Surrounded by farmland and a natural woodland reserve, the base was originally built by the Royal Air Force after World War II and operated as RAF Geilenkirchen from 1953 onwards. Various RAF fighter squadrons were based there from 1953 until 1968.

Flying operations at Geilenkirchen ended in January 1968 and the installation was handed over to the German Air Force in March 1968. In August of that year it became the home of the German Surface-to-Surface Missile Wing Number 2, which was equipped with Pershing missiles and supported by the 85th Field Artillery Detachment of the U.S. Army.

Following NATO’s decision to establish the NATO Airborne Early Warning & Control Force program and to make the base near Teveren the Main Operating Base (MOB) of the E­3A Component, a major construction program was started in 1980 to modify the operational and support facilities.

In January 1980 the first E-3A Component personnel started arriving at the base, and in October 1980 the NATO Defence Planning Committee (DPC) granted the E-3A Component the status of a NATO International Military Headquarters. By the end of 1981, the German Pershing Wing had left the base and moved to Niederheid, north of Geilenkirchen, while the U.S. 85th Field Artillery Detachment remained on base until July 1991 and was then de-activated.

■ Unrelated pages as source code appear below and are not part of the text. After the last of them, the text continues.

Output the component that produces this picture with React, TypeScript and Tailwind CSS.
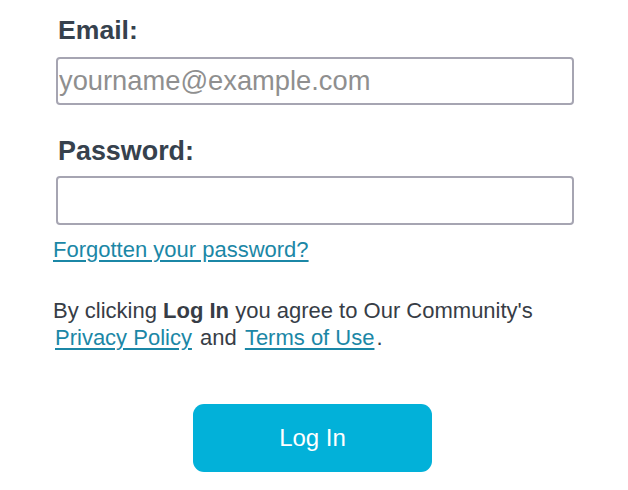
import React from "react";

export default function App() {
  return (
    <div className="w-[628px] h-[490px] bg-white overflow-hidden" style={{ fontFamily: '"Liberation Sans", Arial, Helvetica, sans-serif' }}>
      <div className="flex flex-col pl-[53px] pr-[54px] pt-[15px]">
        <label className="ml-[5px] text-[26.6px] leading-[30px] font-bold text-[#36414d]">Email:</label>
        <input
          type="email"
          placeholder="yourname@example.com"
          className="ml-[3px] mt-[12px] h-[48px] w-[518px] rounded-[4px] border-2 border-[#a6a5b2] bg-white pl-[1px] text-[27.3px] text-[#333] placeholder:text-[#8f8f8f] outline-none"
        />
        <label className="ml-[5px] mt-[31px] text-[26.9px] leading-[30px] font-bold text-[#36414d]">Password:</label>
        <input
          type="password"
          className="ml-[3px] mt-[10px] h-[49px] w-[518px] rounded-[4px] border-2 border-[#a6a5b2] bg-white outline-none"
        />
        <a href="#" className="mt-[12px] self-start text-[22px] leading-[26px] text-[#1b87a6] underline underline-offset-[3px]">
          Forgotten your password?
        </a>
        <p className="mt-[34px] text-[22px] leading-[27px] text-[#373d46]">
          By clicking <span className="font-bold">Log In</span> you agree to Our Community's
          <br />
          <a href="#" className="mx-[2px] text-[#1b87a6] underline underline-offset-[3px]">Privacy Policy</a> and{" "}
          <a href="#" className="mx-[2px] text-[#1b87a6] underline underline-offset-[3px]">Terms of Use</a>.
        </p>
        <div className="flex justify-center mt-[53px] pr-[2px]">
          <button className="h-[68px] w-[239px] rounded-[11px] bg-[#02b1d9] text-[24px] text-white">Log In</button>
        </div>
      </div>
    </div>
  );
}
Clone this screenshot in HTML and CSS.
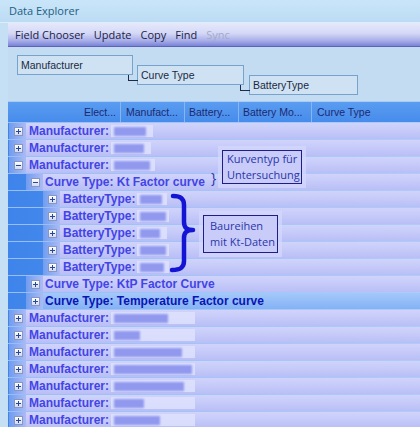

E-3A Component flying operations began in February 1982 after delivery of the first E­3A aircraft. Germany formally handed over the Main Operating Base to NATO on 31 March 1982. The Component was officially activated on 28 June 1982 and reached Full Operational Capability by the end of 1988.

Major construction on the base initially included a new 3,000-metre (9,800 ft) runway with a width of 45 metres (148 ft), as well as aprons and taxiways, a control tower, an Information Technology Wing building (which also houses flight simulator and mission simulator facilities), on-base accommodation and major renovation of the four existing hangars.

Since that time, most of the buildings on base have been renovated to present day standards and several new buildings have been erected.